Viktor Orbán changes his grandchildren’s diapers. Audiences flock to China’s rural basketball games—even as the locals scratch their heads over who “Village NBA” actually serves. And Richard III puts on a red baseball cap and dances on stage. The crowd goes wild.
This week at Public Seminar, contributors Antoinette Burton, Julia Sonnevend, Claire Potter, and Gil Hizi discuss how politicians cultivate “likability”—and why we crave authenticity, even in obviously artificial environments.
When Politicians Make Nice
Claire Potter and Julia Sonnevend
Sonnevend: Charm offensives are brief public relations campaigns in which countries try to shift their international image through a charming political leader. They are particularly popular with authoritarian regimes that need a quick image makeover.
We simply pay more attention to personalities than to institutions, values, or even facts. If you think about the international context, we are often talking about countries Americans know very little about. And when there is a relatable political character, or a character who we really dislike, it is easier to put the country in a box.
Charming political leaders function as cognitive shortcuts, a simplified, condensed form of their countries.
“Village NBA” in China
Gil Hizi
It remains somewhat of a mystery how Taipan, a village of slightly over 1,000 residents, became, almost overnight, the mecca of village basketball in China. It is located in an area primarily inhabited by the Miao ethnic minority, with the larger Miao-Dong Autonomous Region in the southern province of Guizhou. Although Taipan had a small basketball court dating back to the 1930s, where local games were part of the activities to celebrate summer harvest, this does not explain the current hype. (A basketball court is a common sight in Chinese villages.) People I spoke with in Taipan and Kaili ascribed the boom to the village’s handy location (relatively close to Kaili, the biggest city in the area, and not as mountainous as other villages), the unexpected popularity of videos of local basketball games on social media platforms, the efficient work of the village committee, and its fruitful relationship with the local county government. One teacher in Kaili even pointed to the fact that, relative to the area dominated by the Miao minority, Taipan has many Han residents (the dominant ethnic group in China), thus allowing more state control and penetration of personnel outside this region.

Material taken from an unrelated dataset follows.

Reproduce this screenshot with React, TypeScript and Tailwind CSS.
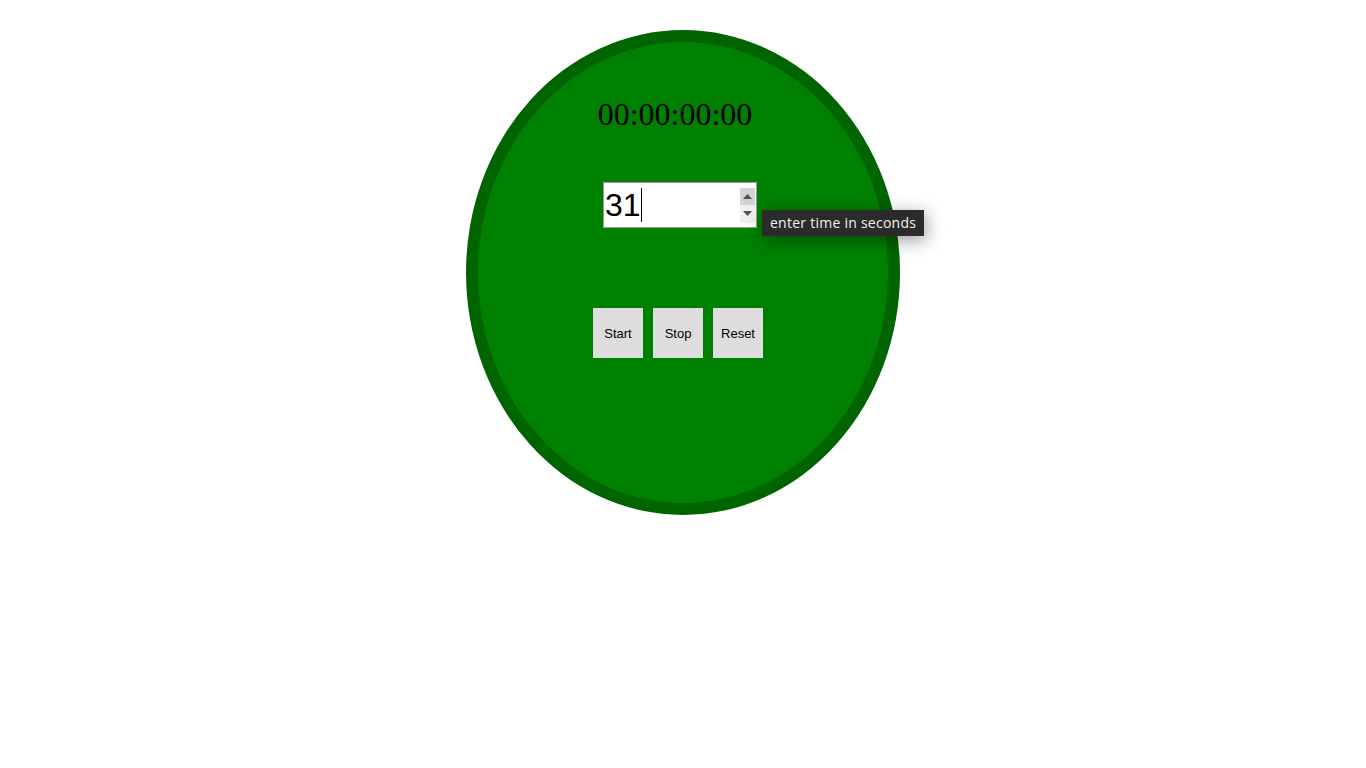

Shakespeare’s Ultimate Crip Text
Antoinette Burton
Richard’s love for us is dependent on our love for him. The love of the people. Mob love. The critics’ focus on the person playing the king distracts us from the work of his henchmen (here, the Duke of Buckingham, played to the hilt in London by Helen Schlesinger), who whip up Richard’s courtiers into an adoring crowd.
At the Globe, that roaring, madding crowd included us, the audience—regardless of where our tickets placed us. In a matter of minutes, all of us were clapping and stamping our feet, drawn into what became enthusiastic mob support for Richard and his ambitions. I’ve never been to a presidential rally, but I became uncannily aware of what it might feel like to be in the midst of such physically intense and contagious fandom.